** START OF PROVIDED DATA **

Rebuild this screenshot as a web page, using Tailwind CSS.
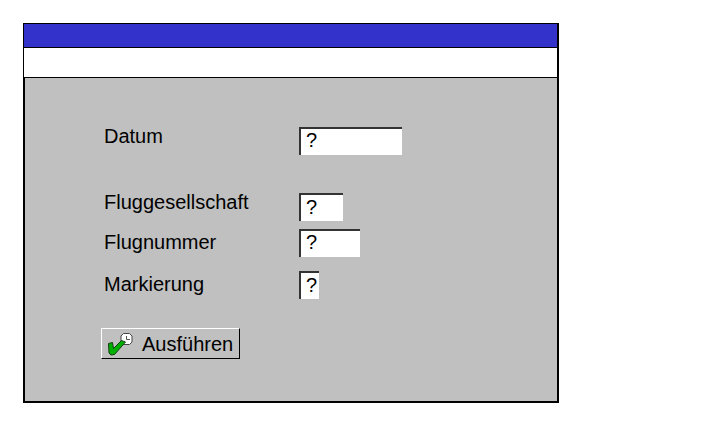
<!DOCTYPE html>
<html lang="de">
<head>
    <meta charset="UTF-8">
    <meta name="viewport" content="width=device-width, initial-scale=1.0">
    <title>Flug</title>
    <script src="https://cdn.jsdelivr.net/npm/@tailwindcss/browser@4"></script>
</head>
<body class="bg-white p-[23px] text-black text-[20px] leading-7 font-['Liberation_Sans',Arial,sans-serif]">

    <main class="w-full max-w-[536px] border-t border-r-2 border-b-2 border-black">
        <!-- Title bar and menu bar -->
        <div class="h-6 border-l border-b border-black bg-[#3333cc]"></div>
        <div class="h-[30px] border-l border-b border-black bg-white"></div>

        <form class="border-l-2 border-black bg-[#c0c0c0] pl-[79px] pt-11 pb-[42px]" onsubmit="return false">
            <div class="flex pb-[33px]">
                <label for="datum" class="w-[195px]">Datum</label>
                <input id="datum" type="text" value="?" class="mt-[5px] h-7 w-[103px] border-t-2 border-l-2 border-[#333333] bg-white pl-[5px] pb-1 outline-none">
            </div>
            <div class="flex pb-[7px]">
                <label for="gesellschaft" class="w-[195px]">Fluggesellschaft</label>
                <input id="gesellschaft" type="text" value="?" class="mt-[5px] h-7 w-11 border-t-2 border-l-2 border-[#333333] bg-white pl-[5px] pb-0.5 outline-none">
            </div>
            <div class="flex pb-[13px]">
                <label for="nummer" class="w-[195px]">Flugnummer</label>
                <input id="nummer" type="text" value="?" class="mt-px h-7 w-[61px] border-t-2 border-l-2 border-[#333333] bg-white pl-[5px] pb-1 outline-none">
            </div>
            <div class="flex pb-[29px]">
                <label for="markierung" class="w-[195px]">Markierung</label>
                <input id="markierung" type="text" value="?" class="mt-px h-7 w-5 border-t-2 border-l-2 border-[#333333] bg-white pl-[5px] pb-0.5 outline-none">
            </div>

            <button type="submit" class="-ml-[3px] flex h-[31px] items-center gap-2 border border-t-white border-l-white border-r-black border-b-black pl-1.5 pr-1.5">
                <svg class="h-6 w-[26px]" viewBox="0 0 26 24" fill="none" aria-hidden="true">
                    <!-- Clock -->
                    <path d="M15.500 1.500h6l2.500 2.500v6l-2.500 2.500h-6L13 10V4z" fill="#fff" stroke="#444"/>
                    <path d="M18.500 4v3.500H22" stroke="#555"/>
                    <!-- Check mark -->
                    <path d="M.5 11.500L4.500 10.500l1 6L13.500 8.500l4 1.500L6.500 22.500l-3.500.5-2-2z" fill="#00b000" stroke="#143c14" stroke-linejoin="round"/>
                </svg>
                <span>Ausführen</span>
            </button>
        </form>
    </main>

</body>
</html>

** END OF PROVIDED DATA **

STATED PROBLEM =
Reproduce the full material exactly, excluding the pictures.

TASK RESULT =
Rebuild this screenshot as a web page, using Tailwind CSS.
<!DOCTYPE html>
<html lang="de">
<head>
    <meta charset="UTF-8">
    <meta name="viewport" content="width=device-width, initial-scale=1.0">
    <title>Flug</title>
    <script src="https://cdn.jsdelivr.net/npm/@tailwindcss/browser@4"></script>
</head>
<body class="bg-white p-[23px] text-black text-[20px] leading-7 font-['Liberation_Sans',Arial,sans-serif]">

    <main class="w-full max-w-[536px] border-t border-r-2 border-b-2 border-black">
        <!-- Title bar and menu bar -->
        <div class="h-6 border-l border-b border-black bg-[#3333cc]"></div>
        <div class="h-[30px] border-l border-b border-black bg-white"></div>

        <form class="border-l-2 border-black bg-[#c0c0c0] pl-[79px] pt-11 pb-[42px]" onsubmit="return false">
            <div class="flex pb-[33px]">
                <label for="datum" class="w-[195px]">Datum</label>
                <input id="datum" type="text" value="?" class="mt-[5px] h-7 w-[103px] border-t-2 border-l-2 border-[#333333] bg-white pl-[5px] pb-1 outline-none">
            </div>
            <div class="flex pb-[7px]">
                <label for="gesellschaft" class="w-[195px]">Fluggesellschaft</label>
                <input id="gesellschaft" type="text" value="?" class="mt-[5px] h-7 w-11 border-t-2 border-l-2 border-[#333333] bg-white pl-[5px] pb-0.5 outline-none">
            </div>
            <div class="flex pb-[13px]">
                <label for="nummer" class="w-[195px]">Flugnummer</label>
                <input id="nummer" type="text" value="?" class="mt-px h-7 w-[61px] border-t-2 border-l-2 border-[#333333] bg-white pl-[5px] pb-1 outline-none">
            </div>
            <div class="flex pb-[29px]">
                <label for="markierung" class="w-[195px]">Markierung</label>
                <input id="markierung" type="text" value="?" class="mt-px h-7 w-5 border-t-2 border-l-2 border-[#333333] bg-white pl-[5px] pb-0.5 outline-none">
            </div>

            <button type="submit" class="-ml-[3px] flex h-[31px] items-center gap-2 border border-t-white border-l-white border-r-black border-b-black pl-1.5 pr-1.5">
                <svg class="h-6 w-[26px]" viewBox="0 0 26 24" fill="none" aria-hidden="true">
                    <!-- Clock -->
                    <path d="M15.500 1.500h6l2.500 2.500v6l-2.500 2.500h-6L13 10V4z" fill="#fff" stroke="#444"/>
                    <path d="M18.500 4v3.500H22" stroke="#555"/>
                    <!-- Check mark -->
                    <path d="M.5 11.500L4.500 10.500l1 6L13.500 8.500l4 1.500L6.500 22.500l-3.500.5-2-2z" fill="#00b000" stroke="#143c14" stroke-linejoin="round"/>
                </svg>
                <span>Ausführen</span>
            </button>
        </form>
    </main>

</body>
</html>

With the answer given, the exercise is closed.